With that being said, if the Jets’ run game is going to fulfill its elite ceiling – because it truly does have the potential to be the league’s best – the passing attack has to demand at least some respect.

The biggest key to demanding that respect? Succeeding on play action. That is the best way to lessen the defense’s aggressiveness toward the run game. Throwing the ball well out of traditional dropbacks will help, too, but it will have a much greater effect if you can make defenses think twice about biting down on a potential handoff.

Once again, the 2022 Falcons provide a model for success here. Marcus Mariota was quite solid on play action passes last year. Out of 35 qualified quarterbacks, Mariota ranked ninth in yards per attempt (8.8) and 15th in passer rating (102.6) when using play action. Atlanta utilized an extremely high rate of play action, too – Mariota used play action on a league-leading 44.4% of his dropbacks.
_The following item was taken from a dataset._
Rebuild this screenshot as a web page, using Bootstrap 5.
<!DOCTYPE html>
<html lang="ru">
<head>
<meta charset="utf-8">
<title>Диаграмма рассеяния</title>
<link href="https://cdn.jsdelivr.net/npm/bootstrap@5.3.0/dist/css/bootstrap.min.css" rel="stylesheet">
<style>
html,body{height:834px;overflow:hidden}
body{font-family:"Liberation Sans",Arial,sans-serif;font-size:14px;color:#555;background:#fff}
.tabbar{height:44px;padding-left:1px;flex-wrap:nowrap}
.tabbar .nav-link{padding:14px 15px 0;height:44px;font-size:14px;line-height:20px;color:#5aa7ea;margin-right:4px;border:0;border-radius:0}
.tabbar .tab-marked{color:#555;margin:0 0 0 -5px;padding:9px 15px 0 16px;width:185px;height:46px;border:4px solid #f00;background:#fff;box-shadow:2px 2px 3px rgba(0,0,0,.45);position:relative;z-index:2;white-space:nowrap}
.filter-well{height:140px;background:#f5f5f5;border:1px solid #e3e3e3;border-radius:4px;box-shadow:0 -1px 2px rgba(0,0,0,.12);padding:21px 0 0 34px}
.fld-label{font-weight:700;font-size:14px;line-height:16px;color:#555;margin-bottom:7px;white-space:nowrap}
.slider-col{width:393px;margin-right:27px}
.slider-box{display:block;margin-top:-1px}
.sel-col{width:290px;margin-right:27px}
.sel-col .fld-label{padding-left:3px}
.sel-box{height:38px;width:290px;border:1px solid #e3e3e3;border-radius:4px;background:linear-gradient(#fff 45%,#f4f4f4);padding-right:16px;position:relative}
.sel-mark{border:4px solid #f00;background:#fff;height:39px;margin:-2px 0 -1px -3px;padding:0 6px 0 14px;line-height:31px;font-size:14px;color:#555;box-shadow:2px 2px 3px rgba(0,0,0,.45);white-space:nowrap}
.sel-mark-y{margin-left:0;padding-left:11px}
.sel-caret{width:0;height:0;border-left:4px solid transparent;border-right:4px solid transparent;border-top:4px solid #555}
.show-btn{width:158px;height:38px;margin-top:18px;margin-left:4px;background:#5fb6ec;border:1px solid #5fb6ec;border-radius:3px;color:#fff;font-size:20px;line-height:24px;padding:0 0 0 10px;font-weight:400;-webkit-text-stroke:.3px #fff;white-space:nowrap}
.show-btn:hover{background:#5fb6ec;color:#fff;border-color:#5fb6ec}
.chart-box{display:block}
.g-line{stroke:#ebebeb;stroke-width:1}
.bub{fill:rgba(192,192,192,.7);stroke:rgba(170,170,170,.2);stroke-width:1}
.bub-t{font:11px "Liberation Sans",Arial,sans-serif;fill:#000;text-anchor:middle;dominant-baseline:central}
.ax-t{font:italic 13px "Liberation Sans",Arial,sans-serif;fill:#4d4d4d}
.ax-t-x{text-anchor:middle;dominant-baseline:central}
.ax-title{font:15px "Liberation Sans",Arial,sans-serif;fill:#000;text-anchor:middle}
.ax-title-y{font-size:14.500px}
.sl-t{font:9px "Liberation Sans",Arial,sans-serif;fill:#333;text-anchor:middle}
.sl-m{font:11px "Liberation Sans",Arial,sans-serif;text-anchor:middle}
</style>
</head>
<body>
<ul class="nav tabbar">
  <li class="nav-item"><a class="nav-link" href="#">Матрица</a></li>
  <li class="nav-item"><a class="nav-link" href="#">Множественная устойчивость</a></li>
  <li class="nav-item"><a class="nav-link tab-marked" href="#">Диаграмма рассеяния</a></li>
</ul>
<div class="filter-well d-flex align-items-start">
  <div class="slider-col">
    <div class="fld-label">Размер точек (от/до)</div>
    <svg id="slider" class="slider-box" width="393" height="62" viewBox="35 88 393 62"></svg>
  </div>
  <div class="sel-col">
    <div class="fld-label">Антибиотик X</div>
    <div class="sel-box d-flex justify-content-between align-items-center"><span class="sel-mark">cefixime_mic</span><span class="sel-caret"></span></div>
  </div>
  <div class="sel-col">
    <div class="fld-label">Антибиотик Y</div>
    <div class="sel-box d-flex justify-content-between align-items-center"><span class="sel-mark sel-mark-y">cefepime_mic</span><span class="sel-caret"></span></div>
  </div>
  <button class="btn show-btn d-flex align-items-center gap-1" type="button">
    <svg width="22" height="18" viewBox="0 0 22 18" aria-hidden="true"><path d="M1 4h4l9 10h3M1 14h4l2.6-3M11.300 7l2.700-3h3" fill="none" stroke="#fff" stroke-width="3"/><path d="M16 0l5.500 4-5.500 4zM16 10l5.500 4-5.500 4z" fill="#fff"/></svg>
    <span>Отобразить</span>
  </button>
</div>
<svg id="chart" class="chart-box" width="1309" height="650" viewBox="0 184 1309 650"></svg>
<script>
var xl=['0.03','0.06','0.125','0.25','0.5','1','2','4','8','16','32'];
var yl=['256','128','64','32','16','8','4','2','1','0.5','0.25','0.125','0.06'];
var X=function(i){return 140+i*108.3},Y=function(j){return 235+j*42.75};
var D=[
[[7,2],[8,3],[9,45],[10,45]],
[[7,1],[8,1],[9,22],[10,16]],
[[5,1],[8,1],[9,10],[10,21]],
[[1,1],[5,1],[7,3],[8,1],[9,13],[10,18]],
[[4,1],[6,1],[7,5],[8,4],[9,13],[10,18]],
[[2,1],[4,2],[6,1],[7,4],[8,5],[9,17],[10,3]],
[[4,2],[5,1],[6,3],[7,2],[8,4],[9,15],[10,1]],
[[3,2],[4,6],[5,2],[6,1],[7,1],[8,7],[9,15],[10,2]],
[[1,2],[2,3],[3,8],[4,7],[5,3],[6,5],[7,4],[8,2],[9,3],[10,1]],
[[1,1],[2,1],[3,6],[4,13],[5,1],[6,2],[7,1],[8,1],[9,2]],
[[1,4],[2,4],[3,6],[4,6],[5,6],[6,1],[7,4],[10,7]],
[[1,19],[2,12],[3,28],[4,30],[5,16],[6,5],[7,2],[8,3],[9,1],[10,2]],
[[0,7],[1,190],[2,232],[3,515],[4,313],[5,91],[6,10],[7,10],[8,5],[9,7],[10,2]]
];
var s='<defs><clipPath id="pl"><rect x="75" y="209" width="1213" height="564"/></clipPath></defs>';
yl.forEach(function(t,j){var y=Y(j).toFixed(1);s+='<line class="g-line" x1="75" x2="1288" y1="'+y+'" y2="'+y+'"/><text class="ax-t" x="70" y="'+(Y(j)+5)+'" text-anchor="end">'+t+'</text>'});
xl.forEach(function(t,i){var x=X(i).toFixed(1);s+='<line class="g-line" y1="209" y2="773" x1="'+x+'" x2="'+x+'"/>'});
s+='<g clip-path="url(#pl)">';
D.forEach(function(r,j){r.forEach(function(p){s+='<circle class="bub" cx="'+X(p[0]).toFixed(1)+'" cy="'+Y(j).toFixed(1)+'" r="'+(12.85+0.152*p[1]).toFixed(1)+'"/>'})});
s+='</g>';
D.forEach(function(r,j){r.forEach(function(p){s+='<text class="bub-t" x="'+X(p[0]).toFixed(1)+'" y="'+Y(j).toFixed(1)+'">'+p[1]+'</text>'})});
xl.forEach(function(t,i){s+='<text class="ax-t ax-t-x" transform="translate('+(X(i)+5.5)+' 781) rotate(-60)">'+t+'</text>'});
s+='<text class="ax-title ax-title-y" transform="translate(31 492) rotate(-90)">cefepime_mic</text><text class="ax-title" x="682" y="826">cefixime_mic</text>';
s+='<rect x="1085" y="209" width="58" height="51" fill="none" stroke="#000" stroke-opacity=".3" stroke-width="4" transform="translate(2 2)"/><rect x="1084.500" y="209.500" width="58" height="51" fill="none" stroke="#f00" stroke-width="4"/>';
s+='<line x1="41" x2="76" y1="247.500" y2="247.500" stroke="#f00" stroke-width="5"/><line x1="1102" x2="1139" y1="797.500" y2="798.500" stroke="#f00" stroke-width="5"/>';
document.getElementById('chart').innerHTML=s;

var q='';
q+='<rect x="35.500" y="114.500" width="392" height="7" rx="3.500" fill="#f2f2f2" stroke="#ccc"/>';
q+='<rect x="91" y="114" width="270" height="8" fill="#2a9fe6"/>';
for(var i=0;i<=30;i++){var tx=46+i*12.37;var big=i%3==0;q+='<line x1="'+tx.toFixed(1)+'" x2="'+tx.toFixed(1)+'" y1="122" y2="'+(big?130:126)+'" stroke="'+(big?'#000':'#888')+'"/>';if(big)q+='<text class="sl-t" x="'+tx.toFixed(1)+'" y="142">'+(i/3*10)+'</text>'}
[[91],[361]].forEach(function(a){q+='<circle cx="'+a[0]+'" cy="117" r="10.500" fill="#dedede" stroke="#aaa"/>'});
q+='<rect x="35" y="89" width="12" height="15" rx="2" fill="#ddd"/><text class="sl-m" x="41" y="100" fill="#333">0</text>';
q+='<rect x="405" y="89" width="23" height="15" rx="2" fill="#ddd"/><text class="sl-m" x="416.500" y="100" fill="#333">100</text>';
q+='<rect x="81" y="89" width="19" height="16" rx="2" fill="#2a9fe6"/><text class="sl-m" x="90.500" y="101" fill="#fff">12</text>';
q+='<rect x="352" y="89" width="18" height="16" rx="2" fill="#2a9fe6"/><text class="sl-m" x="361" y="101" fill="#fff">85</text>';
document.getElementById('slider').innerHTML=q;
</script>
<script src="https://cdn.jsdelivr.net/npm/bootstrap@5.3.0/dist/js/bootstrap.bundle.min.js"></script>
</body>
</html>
Mariota was exposed on non-play action dropbacks, ranking 25th in yards per attempt (6.3) and 30th in passer rating (76.9). But his success with play action was enough to open space for the run game. The Falcons played into Mariota’s strengths and weaknesses by using a very high rate of play action, which in turn made it the perfect weapon to consistently free up their run game.
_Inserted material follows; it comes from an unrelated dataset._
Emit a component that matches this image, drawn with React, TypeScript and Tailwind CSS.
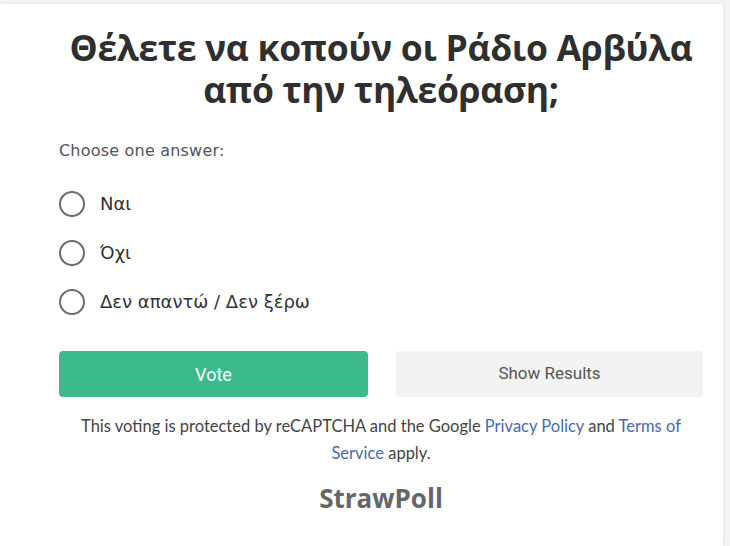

This should be the formula for New York. Even if Wilson continues to struggle on traditional dropbacks, play action success can be Wilson’s bread-and-butter. If dialed up correctly, play action can maximize Wilson’s physical traits and simplify his reads, allowing his strengths to shine and his weaknesses to be hidden.

It’s up to Nathaniel Hackett to scheme up favorable play action opportunities for Wilson. If Hackett can do that, and Wilson can do his part by executing, the Jets might be able to demand enough respect from defenses to keep the box clean, setting the table for an elite rushing attack.